= Gerald Davis (photojournalist) =

American photojournalist

Gerald Davis (1940-1997) was an American photojournalist.

Born in Brooklyn, Davis grew up in the Bronx. As a student at Baruch College, he began to learn about photography through visits to the Museum of Modern Art and part-time work at the New York Times photo library. He eventually assisted New York Times’ photographers Sam Falk and Jack Manning, and he studied with Lisette Model at the New School for Social Research.

From 1964 to 1967, he was a photographer/editor for United Press International in their New York Bureau covering everything from opera to transit union strikes. When Brazilian magazine Manchete opened a New York City bureau in 1968, he became a staff photographer and eventually photo editor for it and several of its sister publications which focused on nature, travel, fashion and celebrity news. In 1978 he became the photo editor for the National Enquirer.

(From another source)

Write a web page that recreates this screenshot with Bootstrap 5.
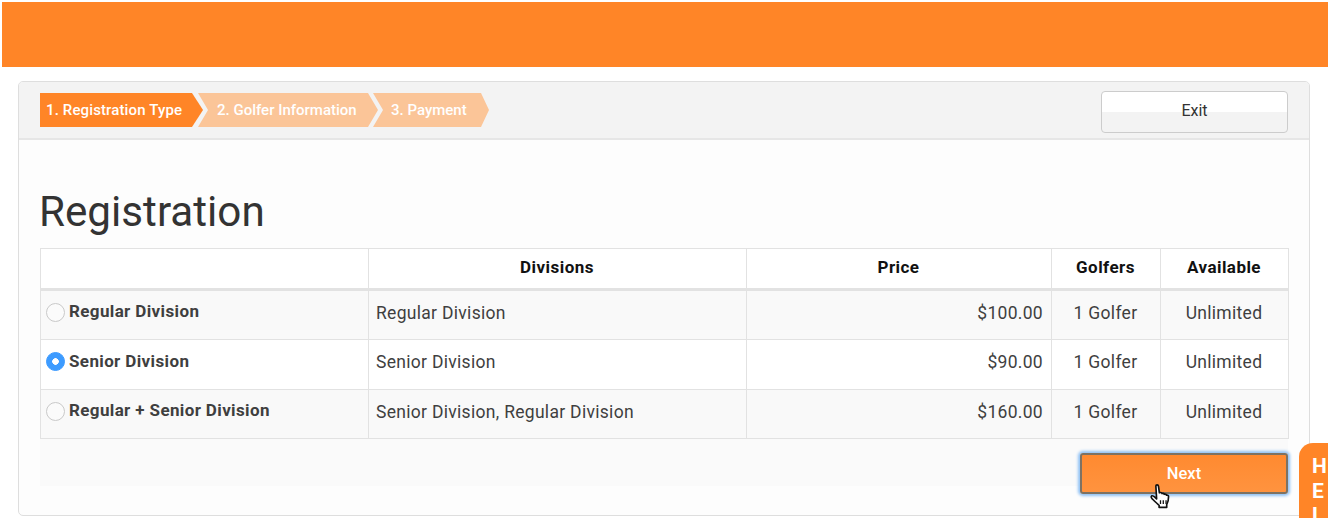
<!DOCTYPE html>
<html lang="en">
<head>
<meta charset="utf-8">
<title>Registration</title>
<link rel="stylesheet" href="https://cdn.jsdelivr.net/npm/bootstrap@5.3.0/dist/css/bootstrap.min.css">
<style>
html,body{height:518px;overflow:hidden}
body{background:#fff;font-family:Roboto,"Liberation Sans",sans-serif;color:#3a3a3a;position:relative}
.topband{height:65px;margin:2px 6px 0 2px;background:#ff8527}
.panel{margin:14px 24px 0 18px;height:435px;border:1px solid #dedede;border-radius:5px;background:#fdfdfd;overflow:hidden}
.panel-head{height:58px;background:#f3f3f3;border-bottom:2px solid #e6e6e6;padding:11px 21px 0 21px}
.step{height:34px;line-height:35px;font-size:15px;font-weight:500;color:#fff;padding-left:6px;background:#ff8527;width:163px;clip-path:polygon(0 0,152px 0,100% 50%,152px 100%,0 100%)}
.step-first{letter-spacing:.13px}
.step-b{width:180px;margin-left:-5px;padding-left:19px;background:#fbc598;clip-path:polygon(0 0,170px 0,100% 50%,170px 100%,0 100%,10px 50%)}
.step-c{width:116px;padding-left:18px;clip-path:polygon(0 0,108px 0,100% 50%,108px 100%,0 100%,10px 50%)}
.exit-btn{width:187px;height:42px;margin-top:-2px;padding:0 0 3px;font-size:16px;color:#333;border:1px solid #ccc;border-radius:4px;background:linear-gradient(#fff 0,#fff 50%,#f3f3f3 50%,#f3f3f3 100%)}
.panel-body{padding:44px 21px 0 21px}
.page-title{font-size:42.2px;font-weight:400;line-height:56px;margin:0 0 8px -1px;color:#333}
.reg-table{width:1248px;table-layout:fixed;margin:0;border-color:#e2e2e2;font-size:17.500px;letter-spacing:.3px;color:#3f3f3f;--bs-table-striped-bg:#f9f9f9;--bs-table-bg:#fff;--bs-table-color:#3f3f3f;--bs-table-striped-color:#3f3f3f}
.reg-table th,.reg-table td{padding:0 8px 4px 7px;vertical-align:middle;border-color:#e2e2e2}
.reg-table thead tr{height:41px}
.reg-table thead th{font-size:17px;letter-spacing:.45px;font-weight:700;color:#111;text-align:center;border-bottom:3px solid #e2e2e2;padding-bottom:2px}
.reg-table tbody tr{height:50px}
.reg-table tbody tr:last-child{height:49px}
.option-cell{font-weight:700;font-size:17px;letter-spacing:.37px;padding-left:5px!important}
.option-line{display:flex;align-items:center;gap:4px;margin-top:-2px}
.radio-dot{width:19px;height:19px;margin:0;flex:none;border:1px solid #c9c9c9;background-color:#fbfbfb}
.radio-dot:checked{background-color:#3d9bff;border-color:#3d9bff;background-image:radial-gradient(circle,#fff 0,#fff 3px,transparent 3.6px)}
.panel-foot{height:47px;background:#fafafa;display:flex;justify-content:flex-end;align-items:flex-start}
.next-btn{width:208px;height:41px;margin-top:14px;padding:2px 0 0;font-size:16.500px;font-weight:500;color:#fff;background:linear-gradient(#ff8a30,#ff933f);border:2px solid #7d7263;border-radius:3px;box-shadow:0 0 3px 2px #8fc1f5}
.next-btn:hover,.next-btn:active,.next-btn:focus{color:#fff;background:linear-gradient(#ff8a30,#ff933f)}
.help-tab{position:absolute;left:1299px;top:443px;width:29px;height:75px;background:#ff8527;border-radius:14px 0 0 0;color:#fff;font-weight:700;font-size:21px;line-height:24.600px;padding:11px 0 0 13px;overflow:hidden}
.pointer{position:absolute;left:1149px;top:484px;width:23px;height:25px}
</style>
</head>
<body>
<div class="topband"></div>
<main class="panel">
  <div class="panel-head d-flex justify-content-between">
    <div class="d-flex">
      <div class="step step-first">1. Registration Type</div>
      <div class="step step-b">2. Golfer Information</div>
      <div class="step step-b step-c">3. Payment</div>
    </div>
    <button type="button" class="btn exit-btn">Exit</button>
  </div>
  <div class="panel-body">
    <h1 class="page-title">Registration</h1>
    <table class="table table-bordered table-striped reg-table">
      <colgroup><col style="width:328px"><col style="width:378px"><col style="width:305px"><col style="width:109px"><col style="width:128px"></colgroup>
      <thead><tr><th></th><th>Divisions</th><th>Price</th><th>Golfers</th><th>Available</th></tr></thead>
      <tbody>
        <tr><td class="option-cell"><label class="option-line"><input class="form-check-input radio-dot" type="radio" name="div">Regular Division</label></td><td>Regular Division</td><td class="text-end">$100.00</td><td class="text-center">1 Golfer</td><td class="text-center">Unlimited</td></tr>
        <tr><td class="option-cell"><label class="option-line"><input class="form-check-input radio-dot" type="radio" name="div" checked>Senior Division</label></td><td>Senior Division</td><td class="text-end">$90.00</td><td class="text-center">1 Golfer</td><td class="text-center">Unlimited</td></tr>
        <tr><td class="option-cell"><label class="option-line"><input class="form-check-input radio-dot" type="radio" name="div">Regular + Senior Division</label></td><td>Senior Division, Regular Division</td><td class="text-end">$160.00</td><td class="text-center">1 Golfer</td><td class="text-center">Unlimited</td></tr>
      </tbody>
    </table>
    <div class="panel-foot"><button type="button" class="btn next-btn">Next</button></div>
  </div>
</main>
<aside class="help-tab">H<br>E<br>L</aside>
<svg class="pointer" viewBox="0 0 24 27" aria-hidden="true"><path d="M7 2.200c0-1.600 2.600-1.600 2.800 0l1 7.300 1-.3c1.200-.2 1.700.3 1.900 1.100.9-.5 2-.2 2.300.8 1-.5 2.200-.1 2.500 1 1.300-.3 2.200.5 2.200 1.800 0 3-.6 6-2 8.400v3H10.500v-2.300C8.500 21.500 6 19 3.500 16.500 1.700 14.800 1.500 13.400 2.500 12.800c1-.5 2.500.3 5.300 3.200z" fill="#fff" stroke="#111" stroke-width="1.800" stroke-linejoin="round"/><path d="M12 17.500v4M15 17.500v4M18 17.500v4" stroke="#111" stroke-width="1.400" fill="none"/></svg>
</body>
</html>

In 1976, he became the first managing director of Contact Press Images.

Davis moved to West Palm Beach, Florida, with his family in 1978, working first as a photo editor for The National Enquirer and after two years, as a freelance photographer for several British, European, and U.S. publications.

In 2014, a monograph of his photographs was collected in Strange Stories: The Photography of Gerald Davis, edited by Todd Oldham and published by Ammo Books.